An Ancient Peruvian Textile
Following Threads from the Ancient Past
Isaac Facio, assistant conservator, textiles, with Elizabeth Pope, senior research associate, Art of the Americas and Textiles
Few people get to examine the microstructure of textiles—vital details that can reveal information about the maker and the history of an object—yet that is a key feature and privilege of conservation work. The 2019 exhibition Super/Natural: Textiles of the Andes gave me the opportunity to revisit two centuries-old sections of a border intended to be sewn onto a garment that had been made by the ancient Nazca.
These fragments were embroidered with multicolored paired felines (likely the pampas cat) on a deep-red ground. From the time they were first acquired by the museum in 1956, both had areas of loss and decay, numerous broken fibers, and large areas of loose spiraling threads. Faced with such extensive damage, the approach is to follow in the path of the original makers and bring the piece back to its original state as much as possible. These areas of loss also provide an opportunity to literally follow the threads and visualize the whole in the parts.
The ancient Nazca created their multicolored and highly detailed decorative borders using a variety of techniques, including stem-stitch embroidery, as shown with these fragments. The embroidery was created primarily using wool from the Camelidae family (which includes llamas, alpacas, vicuñas, and guanacos), with threads moving over four warps and back under two warps in a continuous chain.
The initial examination of these pieces revealed that beneath the layer of wool embroidery is a dark-brown cotton plain-weave foundation cloth. But what to make of the series of loose spirals of fiber that emerge from the edges of both fragments?
The loose spirals are lines of stem-stitch embroidery whose foundation fabric has been lost to time: the cotton foundation fabric (the cellulosic, plant material) had deteriorated in these areas, yet the vibrant dyes and the looping camelid wool fibers (the proteinaceous, animal-based material) were preserved. This is likely due to the conditions in which these objects lived before they entered the collection.
Understanding their original structure and the methods that ancient Nazca artists used to create these works, I was able to reorient the loose embroidery threads and place them in better alignment with the textile fragments. The two sections were stabilized with pins, enabling the very fragile pieces to be secured for future study and remounted for display. The fragments are too brittle for additional intervention at this time—the goal was to consolidate, stabilize, and prevent further damage of already very fragile pieces.

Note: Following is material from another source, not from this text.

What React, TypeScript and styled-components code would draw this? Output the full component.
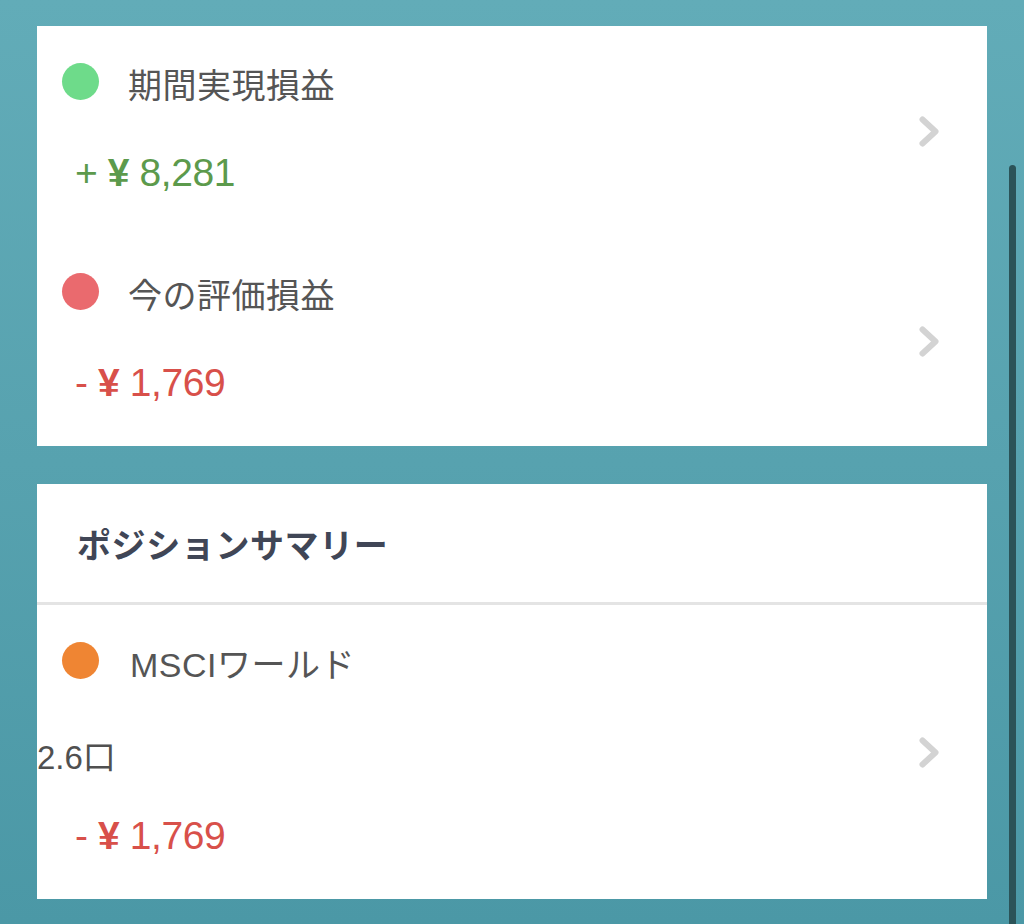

In collaboration with colleagues who study the people and cultures who made the work, conservators piece together evidence of what remains to give insight into an object’s narrative, enabling us to reconstruct and repair the work and to contribute to a deeper understanding of an artistic tradition. This intimate interaction becomes a trip back in time, a transcendent connection with the object’s makers. Through it we gain a fresh perspective on the incredible things crafted to decorate ourselves and our surroundings in textile and fiber, healing and finding solace in our shared human experience.
Though conservators work hard to maintain the health and longevity of the museum’s collection, they work behind the scenes and mostly out of the public eye. We share these stories because conservation is something you might never even notice—and at its best, you never will.